INKSEEP: And just sort of accepted or...
DOYLE: It wasn't accepted. There were eras when the Catholic bishops worked hand in glove with local governments, where a priest, if he was accused, would be defrocked and then turned over to the secular government, where they would be tried. And in some instances, the penalty was death. And it was - it was inflicted. It's like a submarine that went under in the 19th century. And it stayed under until 1984, '85, when the media got ahold of it. And people realized, this has been going on. But it's been deeply covered.
The phenomenon of victims continuing to come forward is explainable by the fact that, objectively, people who are sexually abused as minors - let's say 10, 12, 13 years old, do not - and this is based on a lot of very authentic studies - do not disclose for about 30 to 32 years. And at that, only about 35 percent who are ever sexually abused will ever come forward and disclose. So that's why you have men and women now finally coming forward, feeling at least comfortable enough to do it and because the church is in such a place where they know they'll be believed. This also says that this issue was far more widespread. It wasn't, as they used to say, a couple bad apples in a huge barrel. It was a huge barrel with a lot of bad apples in it.

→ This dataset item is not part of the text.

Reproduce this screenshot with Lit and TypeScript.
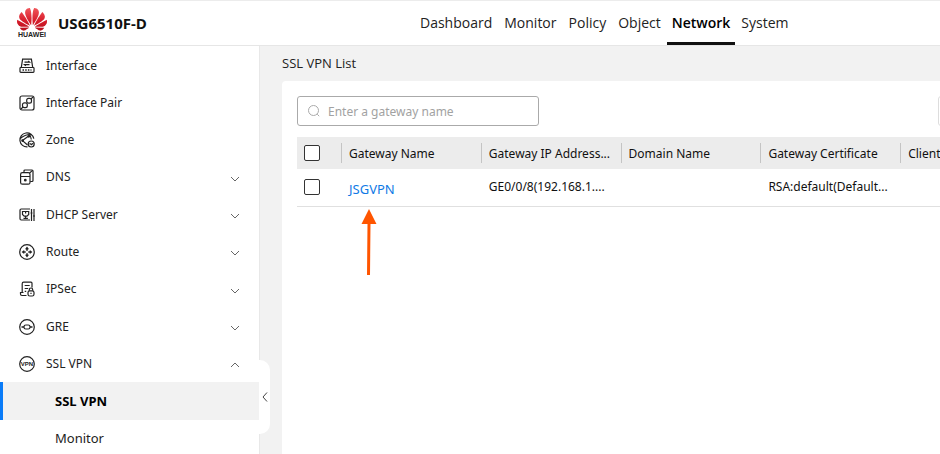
import { LitElement, html, css, svg, nothing } from "lit";
import { customElement, property, state } from "lit/decorators.js";
import { classMap } from "lit/directives/class-map.js";

const icons: Record<string, unknown> = {
  interface: svg`<path d="M3.600 1.200h8.800l1.300 8.300H2.300z"/><rect x="1" y="9.500" width="14" height="4.800" rx=".8"/><path d="M5.500 4.200h5l-1.300-1.200M10.500 6.700h-5l1.300 1.200"/><path stroke-width="1.600" d="M3.500 12h1.500M6.200 12h1.500M8.900 12h1.500M11.500 12h1"/>`,
  pair: svg`<rect x="1" y="1" width="14" height="14" rx="2"/><rect x="7.700" y="3.400" width="4.800" height="4.800" rx="1.900"/><rect x="3.500" y="7.800" width="4.800" height="4.800" rx="1.900"/><path d="M11.800 4.200l2.200-2.200M4.200 11.800L2 14"/>`,
  zone: svg`<path d="M14.800 6.700A7 7 0 1 0 8.500 14.900M1.200 6.500C5 3.500 9 2.200 12 2.600M3.500 8.600L8.500 13M9.500 2C11.500 3.700 12.200 5.500 12.300 7.500"/><circle cx="3.600" cy="8.600" r=".8" fill="currentColor"/><circle cx="9.800" cy="4.300" r=".8" fill="currentColor"/><path d="M3.500 8.600L9.300 4.200"/><circle cx="12.200" cy="12" r="3"/><path d="M10.300 11.800h1.400l.6.900 1.900-1.500"/>`,
  dns: svg`<path d="M5 3.600V2q0-1 1-1h7q1 0 1 1v9.500q0 1-1 1h-1.800"/><rect x="1.600" y="3.600" width="9.400" height="11.600" rx="1.800"/><path d="M1.600 7.500H11M10.600 4l3-2.600"/><circle cx="6.300" cy="11.200" r=".8" fill="currentColor"/>`,
  dhcp: svg`<path d="M11 2H2.200Q1 2 1 3.200v8.600Q1 13 2.200 13H11M3.500 4.500h6.200v3L8 9.200H5.200L3.500 7.500zM6.600 5v1.500M6.600 9.200v2M4.500 11.300h4.400"/><path d="M12.500 2v12M15 2v12M11.500 6h2M14 9h2"/>`,
  route: svg`<circle cx="8" cy="8" r="7.300"/><path fill="currentColor" stroke="none" d="M8 2.600l2 2.600H8.800v1.500H7.200V5.200H6zM8 13.400l2-2.600H8.800V9.300H7.200v1.500H6zM2.600 8l2.600-2v1.200h1.500v1.600H5.200V10zM13.400 8l-2.600-2v1.200H9.300v1.600h1.500V10z"/>`,
  ipsec: svg`<path d="M7.500 14.500H3q-1.500 0-1.500-1.500v-1.500h3M3.200 11.500V2.700q0-1.500 1.500-1.500h7.300q1 0 1 1v4.300M5.700 4.500h5M5.700 7.500h3.500M5.700 10.300h1.500"/><rect x="9" y="9.800" width="6" height="5.200" rx="1.800"/><path d="M10.300 9.800V8.700a1.700 1.700 0 0 1 3.400 0v1.100M12 11.700v1.400"/>`,
  gre: svg`<circle cx="8" cy="8" r="7.300"/><rect x="5" y="6" width="6" height="4" rx="1.800"/><path stroke-width="1.500" d="M2.500 8H5M11 8h2.500"/>`,
  vpn: svg`<circle cx="8" cy="8" r="7.300"/><text x="8" y="10" text-anchor="middle" class="vpn">VPN</text>`,
};

interface Item {
  icon: string;
  label: string;
  group?: boolean;
  children?: string[];
}

const items: Item[] = [
  { icon: "interface", label: "Interface" },
  { icon: "pair", label: "Interface Pair" },
  { icon: "zone", label: "Zone" },
  { icon: "dns", label: "DNS", group: true },
  { icon: "dhcp", label: "DHCP Server", group: true },
  { icon: "route", label: "Route", group: true },
  { icon: "ipsec", label: "IPSec", group: true },
  { icon: "gre", label: "GRE", group: true },
  { icon: "vpn", label: "SSL VPN", group: true, children: ["SSL VPN", "Monitor"] },
];

const font = css`"Segoe UI", "Noto Sans", sans-serif`;
const displayFont = css`"Segoe UI", "Open Sans", sans-serif`;

@customElement("top-bar")
class TopBar extends LitElement {
  @property() active = "Network";
  static styles = css`
    :host { display: block; }
    header {
      display: flex; box-sizing: border-box; height: 46px;
      border-top: 1px solid #ececec; border-bottom: 1px solid #e6e6e6; background: #fff;
      font-family: ${displayFont};
    }
    .brand { display: flex; align-items: center; flex: 0 0 414px; padding-left: 16px; box-sizing: border-box; gap: 10px; }
    .logo { display: flex; flex-direction: column; align-items: center; width: 32px; }
    .logo svg { width: 30px; height: 23px; }
    .mark { font: bold 7px/8px "Liberation Sans", sans-serif; color: #222; }
    .model { font-size: 15px; font-weight: 700; color: #111; white-space: nowrap; }
    nav { display: flex; }
    a {
      display: flex; align-items: center; padding: 2px 6px 0; box-sizing: border-box;
      font-size: 14px; color: #222; text-decoration: none; border-bottom: 3px solid transparent;
    }
    .active { font-weight: 600; color: #000; border-color: #111; padding: 2px 5px 0; }
  `;
  render() {
    const petals = svg`<path d="M3.67 6.14S1.82 7.91 1.72 9.78v.35c.08 1.51 1.22 2.4 1.22 2.4 1.83 1.79 6.26 4.04 7.3 4.55 0 0 .06.03.1-.01l.02-.04v-.04C7.52 10.8 3.67 6.14 3.67 6.14zM9.65 18.6c-.02-.08-.1-.08-.1-.08l-7.38.26c.8 1.43 2.15 2.53 3.56 2.2.96-.25 3.16-1.78 3.88-2.3.06-.05.04-.09.04-.09zm.08-.78C6.49 15.63.21 12.28.21 12.28c-.15.46-.2.9-.21 1.3v.07c0 1.07.4 1.82.4 1.82.8 1.69 2.34 2.2 2.34 2.2.7.3 1.4.31 1.4.31.12.02 4.4 0 5.54 0 .05 0 .08-.05.08-.05v-.06c0-.03-.03-.05-.03-.05zM9.06 3.19a3.42 3.42 0 0 0-2.57 3.15v.41c.03.6.16 1.05.16 1.05.66 2.9 3.86 7.65 4.55 8.65.05.05.1.03.1.03a.1.1 0 0 0 .06-.1c1.06-10.6-1.11-13.42-1.11-13.42-.32.02-1.19.23-1.19.23z"/>`;
    return html`<header>
      <div class="brand">
        <div class="logo">
          <svg viewBox="0 3 24 18.200" aria-hidden="true">
            <defs><linearGradient id="red" gradientUnits="userSpaceOnUse" x1="0" y1="3" x2="0" y2="21"><stop offset="0" stop-color="#f0555a"/><stop offset=".55" stop-color="#d81e2c"/><stop offset="1" stop-color="#b80f1d"/></linearGradient></defs>
            <g fill="url(#red)">${petals}<g transform="translate(24 0) scale(-1 1)">${petals}</g></g>
          </svg>
          <span class="mark">HUAWEI</span>
        </div>
        <span class="model">USG6510F-D</span>
      </div>
      <nav>
        ${["Dashboard", "Monitor", "Policy", "Object", "Network", "System"].map(
          (t) => html`<a href="#" class=${classMap({ active: t === this.active })}>${t}</a>`
        )}
      </nav>
    </header>`;
  }
}

@customElement("side-menu")
class SideMenu extends LitElement {
  static styles = css`
    :host { display: block; font: 12px/18px ${font}; color: #222; }
    nav { display: grid; grid-auto-rows: 1fr; min-height: 410px; padding-top: 1px; }
    a, button {
      display: flex; align-items: center; box-sizing: border-box; width: 100%;
      padding: 0 19px; gap: 11px; border: 0; background: none;
      font: inherit; color: inherit; text-decoration: none; text-align: left;
    }
    .icon { width: 16px; height: 16px; flex: none; fill: none; stroke: currentColor; stroke-width: 1.2; overflow: visible; }
    .vpn { font: bold 6px "Liberation Sans", sans-serif; fill: currentColor; stroke: none; }
    .chevron { width: 10px; height: 6px; margin: 3px 0 0 auto; fill: none; stroke: #666; }
    .sub { padding-left: 55px; font-size: 13px; }
    .current { background: #f2f2f2; color: #000; font-weight: 700; border-left: 3px solid #0a7cf8; padding-left: 52px; }
  `;
  render() {
    return html`<nav>
      ${items.map((i) => {
        const icon = html`<svg class="icon" viewBox="0 0 16 16" aria-hidden="true">${icons[i.icon]}</svg>`;
        if (!i.group) return html`<a href="#">${icon}<span>${i.label}</span></a>`;
        return html`<button type="button" aria-expanded=${i.children ? "true" : "false"}>
            ${icon}<span>${i.label}</span>
            <svg class="chevron" viewBox="0 0 10 6" aria-hidden="true">
              <path d=${i.children ? "M1 5l4-4 4 4" : "M1 1l4 4 4-4"} />
            </svg>
          </button>
          ${i.children
            ? i.children.map((c, n) => html`<a href="#" class=${classMap({ sub: true, current: n === 0 })}>${c}</a>`)
            : nothing}`;
      })}
    </nav>`;
  }
}

@customElement("gateway-table")
class GatewayTable extends LitElement {
  @state() private columns = ["Gateway Name", "Gateway IP Address...", "Domain Name", "Gateway Certificate", "Client"];
  static styles = css`
    :host { display: block; font: 12px/18px ${font}; color: #111; }
    .toolbar { display: flex; height: 30px; margin-bottom: 11px; }
    .search {
      display: flex; align-items: center; box-sizing: border-box; width: 242px; height: 30px;
      border: 1px solid #aaa; border-radius: 3px; padding: 0 9px; gap: 7px;
    }
    .search svg { width: 14px; height: 14px; flex: none; fill: none; stroke: #aaa; }
    .search input { flex: 1; min-width: 0; border: 0; padding: 2px 0 0; outline: 0; background: none; font: inherit; color: #222; }
    .search input::placeholder { color: #a2a2a2; opacity: 1; }
    .more { flex: none; width: 80px; margin: 0 -78px 0 auto; border: 1px solid #ddd; border-radius: 3px; background: #fff; }
    table { table-layout: fixed; width: 743px; border-collapse: collapse; }
    .pick { width: 44px; }
    th, td { padding: 0; text-align: left; font-weight: 400; white-space: nowrap; }
    th { height: 32px; background: #ececec; }
    td { height: 37px; box-sizing: border-box; border-bottom: 1px solid #e0e0e0; padding-left: 8px; }
    th span { display: block; border-left: 1px solid #c4c4c4; padding: 2px 0 0 7px; }
    th:first-child, td:first-child { padding-left: 7px; }
    .box {
      appearance: none; display: block; box-sizing: border-box; width: 16px; height: 16px; margin: 0;
      border: 1px solid #333; border-radius: 2px; background: #fff;
    }
    .name { position: relative; padding-top: 3px; font-size: 13px; }
    .name a { color: #0f7ae5; text-decoration: none; }
    .arrow { position: absolute; left: 20px; top: 40px; width: 16px; height: 66px; }
  `;
  render() {
    return html`
      <div class="toolbar">
        <label class="search">
          <svg viewBox="0 0 14 14" aria-hidden="true"><circle cx="6.500" cy="6.500" r="5"/><path d="M10.200 10.200l2 2"/></svg>
          <input type="text" placeholder="Enter a gateway name" aria-label="Gateway name" />
        </label>
        <button class="more" type="button" aria-label="More"></button>
      </div>
      <table>
        <colgroup><col class="pick" />${this.columns.map(() => html`<col />`)}</colgroup>
        <thead><tr>
          <th><input class="box" type="checkbox" aria-label="Select all" /></th>
          ${this.columns.map((c) => html`<th scope="col"><span>${c}</span></th>`)}
        </tr></thead>
        <tbody><tr>
          <td><input class="box" type="checkbox" aria-label="Select JSGVPN" /></td>
          <td class="name"><a href="#">JSGVPN</a>
            <svg class="arrow" viewBox="0 0 16 66" aria-hidden="true"><path fill="#ff5500" d="M8 0l7.500 15h-6L9 66H6L6.500 15H.500z"/></svg>
          </td>
          <td>GE0/0/8(192.168.1....</td>
          <td></td>
          <td>RSA:default(Default...</td>
          <td></td>
        </tr></tbody>
      </table>`;
  }
}

@customElement("app-root")
class AppRoot extends LitElement {
  static styles = css`
    :host { display: flex; flex-direction: column; height: 100vh; overflow: hidden; background: #f2f2f2; font: 13px/18px ${displayFont}; }
    .body { display: flex; flex: 1; min-height: 0; }
    aside { position: relative; flex: 0 0 259px; background: #fff; border-right: 1px solid #e8e8e8; }
    .fold {
      position: absolute; left: 100%; top: 314px; width: 11px; height: 74px; padding: 0;
      display: flex; align-items: center; justify-content: center;
      border: 0; border-radius: 0 10px 10px 0; background: #fff;
    }
    .fold svg { width: 8px; height: 12px; flex: none; fill: none; stroke: #444; }
    main { display: flex; flex-direction: column; flex: 1; min-width: 0; padding-left: 22px; }
    h1 { margin: 0; padding: 8px 0 9px; font-size: 13px; line-height: 18px; font-weight: 400; color: #222; }
    .panel { flex: 1; overflow: hidden; background: #fff; border-radius: 4px 0 0 0; padding: 15px 0 0 15px; }
  `;
  render() {
    return html`
      <top-bar></top-bar>
      <div class="body">
        <aside>
          <side-menu></side-menu>
          <button class="fold" type="button" aria-label="Collapse menu">
            <svg viewBox="0 0 8 12" aria-hidden="true"><path d="M6 1.500L2 6l4 4.500"/></svg>
          </button>
        </aside>
        <main>
          <h1>SSL VPN List</h1>
          <section class="panel"><gateway-table></gateway-table></section>
        </main>
      </div>`;
  }
}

It cannot be covered anymore. It can't be gotten away with that easily anymore, precisely because this time around, the survivors and the victims are running the show. They're the ones determining that this will stay in the public sight. It will go into the courts. And the courts will be objective. The media will know about it. It will not be buried.
INKSEEP: Tom Doyle, thanks for coming by.
DOYLE: Thank you for having me. I appreciate it.
(SOUNDBITE OF JOEP BEVING'S "AB OVO")
INKSEEP: Thomas Doyle is a Catholic priest, now a columnist for the National Catholic Reporter. Cardinal Pell is stepping aside from his Vatican role. And over the weekend, another top Vatican figure left his job. Pope Francis replaced the cardinal, who led the office of church doctrine, a conservative who was seen as critical of the pope's leadership.